Mission & Travels in Western Europe
Around c. 590 CE, St. Columbanus traveled from Ireland through Britain to Merovingian France with 12 companions. Arguably, the most famous of his 12 companions was Saint Gall, who subsequently founded the city and monastery of Saint Gallen in what is present-day Switzerland, but St. Columbanus the Younger, St. Attala (d. 622 CE), and St. Deicolus (c. 530-624 CE) also accompanied St. Columbanus on his mission to the Continent. After arriving at St. Malo in Brittany, St. Columbanus and his companions proceeded to Reims, which was the Merovingian capital. St. Columbanus and his companions later left Reims, stopping for extended periods of time in Luxeuil, Nantes, and Annegray near the Vosges Mountains. At Luxeuil, St. Columbanus founded Luxeuil Abbey, and elsewhere in Burgundy, he founded Annegray Abbey and Fontaines Abbey.
St. Columbanus initially cultivated warm relations with the Merovingian royal family, and St. Guntram of Burgundy (c. 532-593 CE) was a steadfast friend. Under royal patronage, Columbanus and his companions attained and exerted great influence in ecclesiastical matters across Merovingian France. This tremendous influence coupled with St. Columbanus' exhortations about the moral laxity of the Merovingian court and Frankish bishops, caused the ire and resentment of many nobles and bishops alike. Tensions arose in 603 CE when St. Columbanus and his followers argued with Frankish bishops over the exact date of Easter. (St. Columbanus celebrated Easter according to Celtic rites and the Celtic Christian calendar.) St. Columbanus was banished from Merovingian France following a disagreement with Queen Brunhilda of Austrasia (c. 543-613 CE) around c. 610 CE on the topic of the degenerate morals of her children. A powerful and efficient ruler while regent for her son, grandson, and great-grandson, Brunhilda was quite interested in Church affairs too, which brought her into direct conflict with Columbanus, her in-laws, members of the Merovingian nobility, and several Catholic bishops. She feared Columbanus' influence in Austrasia would circumscribe her own influence in ecclesial matters, hence why Columbanus was exiled from Merovingian France.

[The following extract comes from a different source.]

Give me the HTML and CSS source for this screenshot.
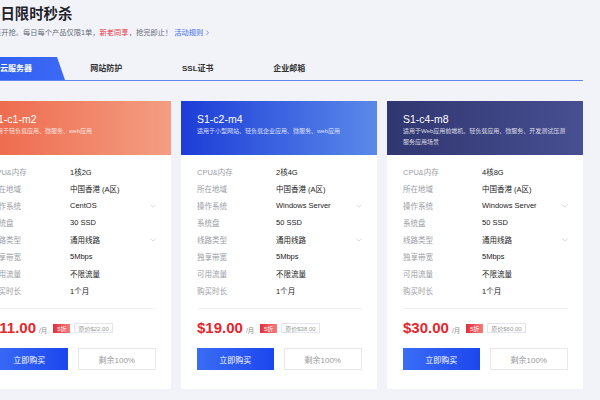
FILE: index.html
```html
<!DOCTYPE html>
<html lang="zh-CN">
<head>
<meta charset="utf-8">
<title>每日限时秒杀</title>
<link rel="stylesheet" href="styles.css">
</head>
<body>
<div class="page">
  <div class="intro">
    <h1 class="title">每日限时秒杀</h1>
    <p class="sub">10点开抢。每日每个产品仅限1单，<span class="hot">新老同享</span>，抢完即止！<a class="rule">活动规则<svg class="rule-arrow" viewBox="0 0 4 7"><path d="M0.6 0.6 L3.3 3.5 L0.6 6.4"/></svg></a></p>
  </div>

  <div class="tabs">
    <div class="tab active">云服务器</div>
    <div class="tab">网站防护</div>
    <div class="tab">SSL证书</div>
    <div class="tab">企业邮箱</div>
  </div>

  <div class="cards">
    <div class="card">
      <div class="card-head orange">
        <div class="card-title">S1-c1-m2</div>
        <div class="card-desc">适用于轻负载应用、微服务、web应用</div>
      </div>
      <div class="card-body">
        <ul class="specs">
          <li><span class="k">CPU&amp;内存</span><span class="v">1核2G</span></li>
          <li><span class="k">所在地域</span><span class="v">中国香港 (A区)</span></li>
          <li><span class="k">操作系统</span><span class="v">CentOS</span><svg class="caret" viewBox="0 0 6 4"><path d="M0.5 0.6 L3 3.2 L5.5 0.6"/></svg></li>
          <li><span class="k">系统盘</span><span class="v">30 SSD</span></li>
          <li><span class="k">线路类型</span><span class="v">通用线路</span><svg class="caret" viewBox="0 0 6 4"><path d="M0.5 0.6 L3 3.2 L5.5 0.6"/></svg></li>
          <li><span class="k">独享带宽</span><span class="v">5Mbps</span></li>
          <li><span class="k">可用流量</span><span class="v">不限流量</span></li>
          <li><span class="k">购买时长</span><span class="v">1个月</span></li>
        </ul>
        <div class="price-row">
          <span class="price">$11.00</span><span class="unit">/月</span>
          <span class="off">5折</span><span class="orig">原价$22.00</span>
        </div>
        <div class="btns">
          <a class="btn buy">立即购买</a><a class="btn left">剩余100%</a>
        </div>
      </div>
    </div>

    <div class="card">
      <div class="card-head blue">
        <div class="card-title">S1-c2-m4</div>
        <div class="card-desc">适用于小型网站、轻负载企业应用、微服务、web应用</div>
      </div>
      <div class="card-body">
        <ul class="specs">
          <li><span class="k">CPU&amp;内存</span><span class="v">2核4G</span></li>
          <li><span class="k">所在地域</span><span class="v">中国香港 (A区)</span></li>
          <li><span class="k">操作系统</span><span class="v">Windows Server</span><svg class="caret" viewBox="0 0 6 4"><path d="M0.5 0.6 L3 3.2 L5.5 0.6"/></svg></li>
          <li><span class="k">系统盘</span><span class="v">50 SSD</span></li>
          <li><span class="k">线路类型</span><span class="v">通用线路</span><svg class="caret" viewBox="0 0 6 4"><path d="M0.5 0.6 L3 3.2 L5.5 0.6"/></svg></li>
          <li><span class="k">独享带宽</span><span class="v">5Mbps</span></li>
          <li><span class="k">可用流量</span><span class="v">不限流量</span></li>
          <li><span class="k">购买时长</span><span class="v">1个月</span></li>
        </ul>
        <div class="price-row">
          <span class="price">$19.00</span><span class="unit">/月</span>
          <span class="off">5折</span><span class="orig">原价$38.00</span>
        </div>
        <div class="btns">
          <a class="btn buy">立即购买</a><a class="btn left">剩余100%</a>
        </div>
      </div>
    </div>

    <div class="card">
      <div class="card-head navy">
        <div class="card-title">S1-c4-m8</div>
        <div class="card-desc">适用于Web应用前端机、轻负载应用、微服务、开发测试压测服务应用场景</div>
      </div>
      <div class="card-body">
        <ul class="specs">
          <li><span class="k">CPU&amp;内存</span><span class="v">4核8G</span></li>
          <li><span class="k">所在地域</span><span class="v">中国香港 (A区)</span></li>
          <li><span class="k">操作系统</span><span class="v">Windows Server</span><svg class="caret" viewBox="0 0 6 4"><path d="M0.5 0.6 L3 3.2 L5.5 0.6"/></svg></li>
          <li><span class="k">系统盘</span><span class="v">50 SSD</span></li>
          <li><span class="k">线路类型</span><span class="v">通用线路</span><svg class="caret" viewBox="0 0 6 4"><path d="M0.5 0.6 L3 3.2 L5.5 0.6"/></svg></li>
          <li><span class="k">独享带宽</span><span class="v">5Mbps</span></li>
          <li><span class="k">可用流量</span><span class="v">不限流量</span></li>
          <li><span class="k">购买时长</span><span class="v">1个月</span></li>
        </ul>
        <div class="price-row">
          <span class="price">$30.00</span><span class="unit">/月</span>
          <span class="off">5折</span><span class="orig">原价$60.00</span>
        </div>
        <div class="btns">
          <a class="btn buy">立即购买</a><a class="btn left">剩余100%</a>
        </div>
      </div>
    </div>
  </div>
</div>
</body>
</html>
```

FILE: styles.css
```css
html, body {
  margin: 0;
  padding: 0;
}

body {
  width: 600px;
  height: 400px;
  overflow: hidden;
  background: #f1f3f9;
  font-family: "Liberation Sans", "Noto Sans CJK SC", sans-serif;
}

.page {
  width: 608px;
  margin-left: -25px;
}

.intro {
  padding: 4px 0 0 11px;
}

.title {
  margin: 0;
  font-size: 14.4px;
  line-height: 20px;
  font-weight: 700;
  color: #1f2329;
}

.sub {
  margin: 4px 0 0;
  font-size: 7.25px;
  line-height: 10px;
  color: #666a73;
}

.hot {
  color: #e8323c;
}

.rule {
  color: #3b6cf0;
  margin-left: 2px;
}

.rule-arrow {
  width: 3px;
  height: 5.5px;
  margin-left: 2.5px;
  vertical-align: -0.5px;
}

.rule-arrow path {
  fill: none;
  stroke: #3b6cf0;
  stroke-width: 0.9;
}

/* tabs */
.tabs {
  display: flex;
  height: 23px;
  margin-top: 19px;
  border-bottom: 1px solid #5f86f2;
}

.tab {
  width: 91.5px;
  flex: none;
  text-align: center;
  line-height: 23px;
  font-size: 8px;
  font-weight: 700;
  color: #333;
}

.tab.active {
  width: 90px;
  box-sizing: border-box;
  padding-right: 8px;
  margin-right: -4.5px;
  color: #fff;
  background: linear-gradient(90deg, #2e5df1, #3c69f4);
  clip-path: polygon(0 0, 82px 0, 100% 100%, 0 100%);
}

/* cards */
.cards {
  display: flex;
  gap: 10px;
  margin-top: 20px;
}

.card {
  width: 196px;
  flex: none;
  background: #fff;
}

.card-head {
  height: 54px;
  box-sizing: border-box;
  padding: 10.5px 15px 0 16px;
  color: #fff;
}

.orange {
  background: linear-gradient(90deg, #ee6548, #f39e82);
}

.blue {
  background: linear-gradient(90deg, #1d3dd7, #5a89e9);
}

.navy {
  background: linear-gradient(90deg, #30366f, #474f92);
}

.card-title {
  font-size: 10.5px;
  line-height: 14px;
}

.card-desc {
  font-size: 6px;
  line-height: 11px;
  color: rgba(255, 255, 255, 0.82);
}

.card-body {
  padding: 8px 15px 19px 16px;
}

.specs {
  list-style: none;
  margin: 0;
  padding: 0 0 8.5px;
  border-bottom: 1px solid #eef0f4;
}

.specs li {
  display: flex;
  align-items: center;
  height: 17px;
  font-size: 7.5px;
}

.k {
  width: 79px;
  flex: none;
  color: #9a9da5;
}

.v {
  flex: 1;
  color: #222;
}

.caret {
  width: 6px;
  height: 4px;
}

.caret path {
  fill: none;
  stroke: #c9cdd5;
  stroke-width: 0.8;
}

.price-row {
  display: flex;
  align-items: center;
  height: 20px;
  margin-top: 9.5px;
}

.price {
  font-size: 15px;
  line-height: 20px;
  font-weight: 700;
  color: #e5262d;
}

.unit {
  margin-left: 3px;
  padding-top: 4px;
  font-size: 6.5px;
  color: #888;
}

.off {
  margin-left: 6px;
  width: 17px;
  height: 9px;
  display: flex;
  align-items: center;
  justify-content: center;
  font-size: 6px;
  color: #fff;
  background: linear-gradient(90deg, #e32f39, #f47c7c);
}

.orig {
  margin-left: 4px;
  height: 10px;
  box-sizing: border-box;
  padding: 0 3px;
  display: flex;
  align-items: center;
  border: 1px solid #e3e5ea;
  font-size: 6px;
  color: #999;
}

.btns {
  display: flex;
  gap: 10px;
  margin-top: 10px;
}

.btn {
  flex: 1;
  height: 22px;
  box-sizing: border-box;
  display: flex;
  align-items: center;
  justify-content: center;
  font-size: 8px;
}

.buy {
  color: #fff;
  background: linear-gradient(90deg, #3a6df6, #1c46ee);
}

.left {
  color: #999;
  background: #fff;
  border: 1px solid #e6e8ec;
}
```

Columbanus, Saint Gall, and the other companions traveled down the Rivers Moselle, Vosges, Rhine, Aar, and Limmat to Lake Zürich. Near the banks of Lake Zürich, Gall and Columbanus attempted to establish a mission for evangelization of the nearby Alemanni tribes and Romansh-speakers in what is present-day Tuggen, Switzerland, but they failed to win converts. Instead, their efforts incurred a wave of persecution and they subsequently had to move onward towards the safety of Bregenz. Columbanus separated from St. Gall at this time, continuing a journey of his own over the Alps to Italy.
Bobbio Abbey & Legacy
King Agilulf (r. 591-616 CE) and Queen Theodelinda (c. 570-628 CE) of Lombardy welcomed St. Columbanus and his much smaller party of monks to Italy in c. 611 CE. It is believed that St. Columbanus and his companions spent time in Milan between c. 612-613 CE, meeting various Lombard dignitaries and elites. St. Columbanus, however, once again found himself involved in ecclesiastical controversies - this time in the “Arian controversy” - but Agiluf was less bothered by their differences in religious viewpoints. (Theodelinda, herself, favored Nicene Christianity and the doctrines of Rome). Agiluf granted St. Columbanus a new monastery in 614 CE, which is located some 118 km (73 miles) to the south of Milan in the foothills of the Apennines along the River Trebbia at Bobbio.
St. Columbanus died in 615 CE, but his legacy endured at Luxeuil Abbey as well as Bobbio Abbey, the latter of which became a renowned center of learning in the Early Middle Ages. (Bobbio Abbey became so famous that it rivaled the monastic community at Monte Cassino in wealth and prestige.) St. Attala continued St. Columbanus' work at Bobbio, proselytizing and collecting religious texts for the abbey's library. In recent years, Pope Benedict XVI (r. 2005-2013 CE) expressed his opinion that St. Columbanus could be called "a European saint" due to his work across Western Europe. Benedict XVI noted that St. Columbanus used the expression totius Europae or "of all Europe" in Latin within a letter written to Pope Gregory the Great (r. 590-604 CE) in c. 600 CE. In his native Ireland, St. Columbanus is remembered chiefly as one of the first to express his Irish identity in writing. In a letter St. Columbanus wrote to Pope Boniface IV (r. 608–615 CE) in 613 CE, he employed the words “...we Irish.”